Anyway, Colin Sharman (regardless of considerable scepticism within the ranks) was able to kick off the project with a relatively small team. The US firm volunteered the services of a lady whose name I think was Mrs Charles. In spite of her petite stature, she was a human dynamo – bursting with ideas and energy.
Within a relatively short time, the project became a “Big Idea”. Indeed, it became mandatory for it to feature at all International Board Meetings – in order to monitor its progress and ensure that it was not starved of resources.
The “Task Force” was chaired by Colin Sharman while Mrs Charles was the “de facto” chief operating officer. They then proceeded to recruit more and more young men and women who would be in the vanguard of garnering information and data about what to expect in the next 10, 20 or 30 years. It turned out to be a pretty tall order. It is one thing to gather information (and data); it is something else entirely to make sense of it all and craft it into meaningful postulations and projections. Subsequently, they produced huge volumes of reports followed by “reports on reports”!
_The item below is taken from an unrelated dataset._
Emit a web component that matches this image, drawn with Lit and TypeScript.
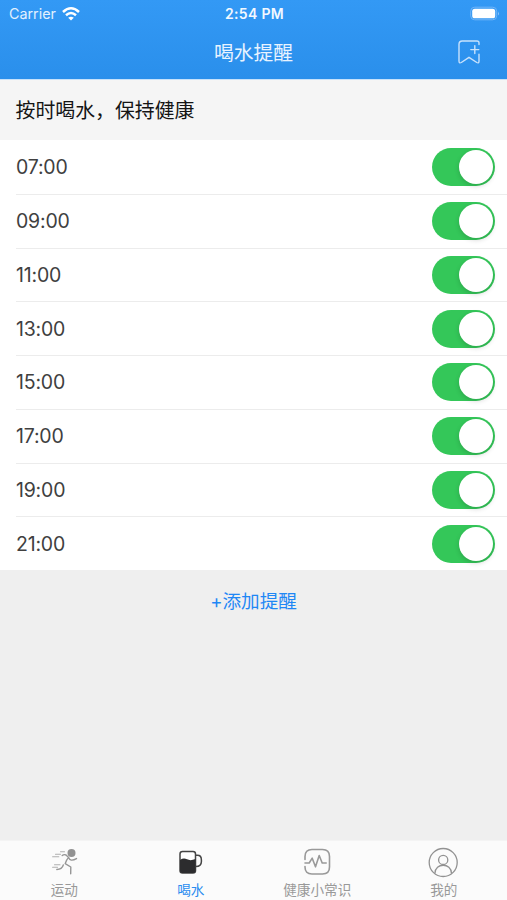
import { LitElement, html, css, svg } from "lit";
import { customElement, property, state } from "lit/decorators.js";
import { classMap } from "lit/directives/class-map.js";

@customElement("toggle-switch")
class ToggleSwitch extends LitElement {
  @property({ type: Boolean }) on = true;

  static styles = css`
    :host { display: block; }
    .track {
      box-sizing: border-box;
      width: 63px;
      height: 38px;
      padding: 2px;
      border-radius: 19px;
      background: #e5e5e8;
      display: flex;
      align-items: center;
    }
    .track.on { background: #34c759; justify-content: flex-end; }
    .thumb {
      width: 34px;
      height: 34px;
      border-radius: 50%;
      background: #fff;
      box-shadow: 0 2px 5px rgba(0, 0, 0, 0.16);
    }
  `;

  render() {
    return html`<div class=${classMap({ track: true, on: this.on })} role="switch" aria-checked=${this.on}>
      <div class="thumb"></div>
    </div>`;
  }
}

const icons = {
  run: svg`
    <circle cx="21.5" cy="5" r="4" fill="#929292"/>
    <path d="M12.2 7.6 Q14 6 16 7 L18.6 9.4 Q16.2 12 15.2 15.6 L20.8 19 L20.7 25.8 M18.6 9.4 Q20 14.2 26.5 10.6 M13.3 17 Q12 21.3 6.8 21.5"
      fill="none" stroke="#969696" stroke-width="1.4" stroke-linecap="round" stroke-linejoin="round"/>
    <path d="M5.5 6.2 H10.5 M10.5 3.8 H14.5 M2.6 8.8 H8.8 M4.5 16.8 H10 M2.6 19.3 H7.5"
      fill="none" stroke="#b0b0b0" stroke-width="1.1" stroke-linecap="round"/>`,
  cup: svg`
    <rect x="4" y="3.5" width="15.5" height="21.5" rx="2.5" fill="#fff" stroke="#444" stroke-width="1.5"/>
    <path d="M4 12 Q7.5 9.5 11 11.3 T19.5 11 V22.5 Q19.5 25 17 25 H6.5 Q4 25 4 22.5Z" fill="#2c2c2e"/>
    <path d="M19.8 7.3 H21.5 Q25.4 7.3 25.4 12 V13.5 Q25.4 18.5 19.8 18.5" fill="none" stroke="#444" stroke-width="1.5"/>`,
  pulse: svg`
    <path d="M2 11.5 V8.5 Q2 1.5 9 1.5 H19.5 Q26.5 1.5 26.5 8.5 V19 Q26.5 26 19.5 26 H9 Q2 26 2 19 V18.5 M2 15 H6.2 L9.2 10.2 L12.5 18.8 L16.2 7.5 L19.2 15 H23.2"
      fill="none" stroke="#999" stroke-width="1.6" stroke-linecap="round" stroke-linejoin="round"/>`,
  person: svg`
    <circle cx="14.2" cy="14.5" r="14" fill="none" stroke="#929292" stroke-width="1.3"/>
    <circle cx="14.2" cy="11.9" r="4.6" fill="none" stroke="#929292" stroke-width="1.3"/>
    <path d="M5.9 25.4 C6.1 14.5 22.3 14.5 22.5 25.4" fill="none" stroke="#929292" stroke-width="1.3"/>`,
};

@customElement("app-root")
class AppRoot extends LitElement {
  @state() private times = ["07:00", "09:00", "11:00", "13:00", "15:00", "17:00", "19:00", "21:00"];
  @state() private active = "喝水";

  private tabs = [
    { label: "运动", icon: icons.run },
    { label: "喝水", icon: icons.cup },
    { label: "健康小常识", icon: icons.pulse },
    { label: "我的", icon: icons.person },
  ];

  static styles = css`
    :host {
      display: flex;
      flex-direction: column;
      height: 900px;
      width: 507px;
      overflow: hidden;
      background: #efefef;
      font-family: Inter, "Noto Sans CJK SC", sans-serif;
    }
    svg { display: block; overflow: visible; }
    .header {
      flex: none;
      height: 80px;
      box-sizing: border-box;
      background: linear-gradient(#3399f5, #2a8feb);
      border-bottom: 1px solid #c6e2fb;
      color: #fff;
    }
    .status, .nav {
      display: grid;
      grid-template-columns: 1fr auto 1fr;
      align-items: center;
    }
    .status { height: 27px; padding: 0 7px 0 9px; }
    .carrier { display: flex; align-items: center; gap: 6px; font-size: 14.3px; color: #e2f0fe; }
    .clock { font-size: 14px; font-weight: 600; letter-spacing: 0.35px; color: #f2f8ff; }
    .battery { justify-self: end; }
    .nav { height: 50px; padding: 0 27px; }
    .title { grid-column: 2; font-size: 19.8px; line-height: 28px; padding-top: 2px; color: #e8f3ff; }
    .bookmark { justify-self: end; }
    .caption {
      flex: none;
      height: 60px;
      box-sizing: border-box;
      padding: 0 0 1px 15.5px;
      display: flex;
      align-items: center;
      background: #f5f5f5;
      font-size: 19.9px;
      color: #141414;
    }
    .list { flex: none; background: #fff; }
    .row {
      height: 53.75px;
      margin-left: 16px;
      padding-right: 12px;
      box-sizing: border-box;
      display: flex;
      align-items: center;
      justify-content: space-between;
      border-top: 1px solid #ececec;
    }
    .row:first-child { border-top-color: transparent; }
    .time { font-size: 19.5px; letter-spacing: -0.2px; color: #404040; }
    .add { flex: 1; padding-top: 17px; text-align: center; font-size: 18.6px; line-height: 28px; color: #1f87f5; }
    .tabs {
      flex: none;
      height: 60px;
      box-sizing: border-box;
      display: grid;
      grid-template-columns: repeat(4, 1fr);
      padding-left: 1px;
      background: #fbfbfb;
      border-top: 1px solid #f4f4f4;
    }
    .tab {
      display: flex;
      flex-direction: column;
      align-items: center;
      padding-top: 7px;
      gap: 4px;
      font-size: 13.6px;
      line-height: 20px;
      color: #999;
    }
    .tab.active { color: #2b8df0; }
  `;

  render() {
    return html`
      <div class="header">
        <div class="status">
          <div class="carrier">
            <span>Carrier</span>
            <svg width="18" height="14" viewBox="0 0 18 14" fill="none" stroke="#fff" stroke-width="2.5">
              <path d="M1 5 Q9 -2.4 17 5"/>
              <path d="M4 8.2 Q9 3.8 14 8.2"/>
              <path d="M9 13.6 L6.2 10.7 Q9 8.6 11.8 10.7Z" fill="#fff" stroke="none"/>
            </svg>
          </div>
          <div class="clock">2:54 PM</div>
          <svg class="battery" width="30" height="14" viewBox="0 0 30 14">
            <rect x="0.7" y="0.2" width="26" height="12.6" rx="4" fill="none" stroke="#72b5f7"/>
            <rect x="2.2" y="1.7" width="23" height="9.6" rx="2.6" fill="#fff"/>
            <path d="M28 4.5 Q29.8 6.5 28 8.5Z" fill="#8fc5fa"/>
          </svg>
        </div>
        <div class="nav">
          <div class="title">喝水提醒</div>
          <svg class="bookmark" width="22" height="24" viewBox="0 0 22 24" fill="none" stroke="#c8e2fc" stroke-width="1.4" stroke-linecap="round" stroke-linejoin="round">
            <path d="M21 4.5 V3 Q21 1 19 1 H4.2 Q1 1 1 4.2 V21 Q1 23.7 3.3 22.5 L11 17.3 L18.8 22.5 Q21 23.7 21 21 V14.3"/>
            <path d="M12.8 9.6 H20.8 M16.8 5.6 V13.6"/>
          </svg>
        </div>
      </div>
      <div class="caption">按时喝水，保持健康</div>
      <div class="list">
        ${this.times.map((t) => html`<div class="row"><span class="time">${t}</span><toggle-switch></toggle-switch></div>`)}
      </div>
      <div class="add">+添加提醒</div>
      <div class="tabs">
        ${this.tabs.map(
          (t) => html`<div class=${classMap({ tab: true, active: t.label === this.active })}>
            <svg width="29" height="28" viewBox="0 0 29 28">${t.icon}</svg>
            <span>${t.label}</span>
          </div>`,
        )}
      </div>
    `;
  }
}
Alas, in spite of the excellent work done by Colin and his team, I am not aware that they predicted any of the following events which have fundamentally redefined the global village to which we all cling desperately: iPad, smartphones/mobile phones, Google glasses, Osama bin Laden and the bombing of the World Trade Centre, the emergence of China as a dominant player in the global economy, the collapse of communism and the fall of the Berlin Wall, Iraq’s invasion of Kuwait, the Arab Spring, students shooting students on campus, the invasion of Ukraine by Russia, racial riots in Fergusson, Missouri, USA, suicide bombers, the disappearance of flight KL 270, and ISIS and Boko Haram.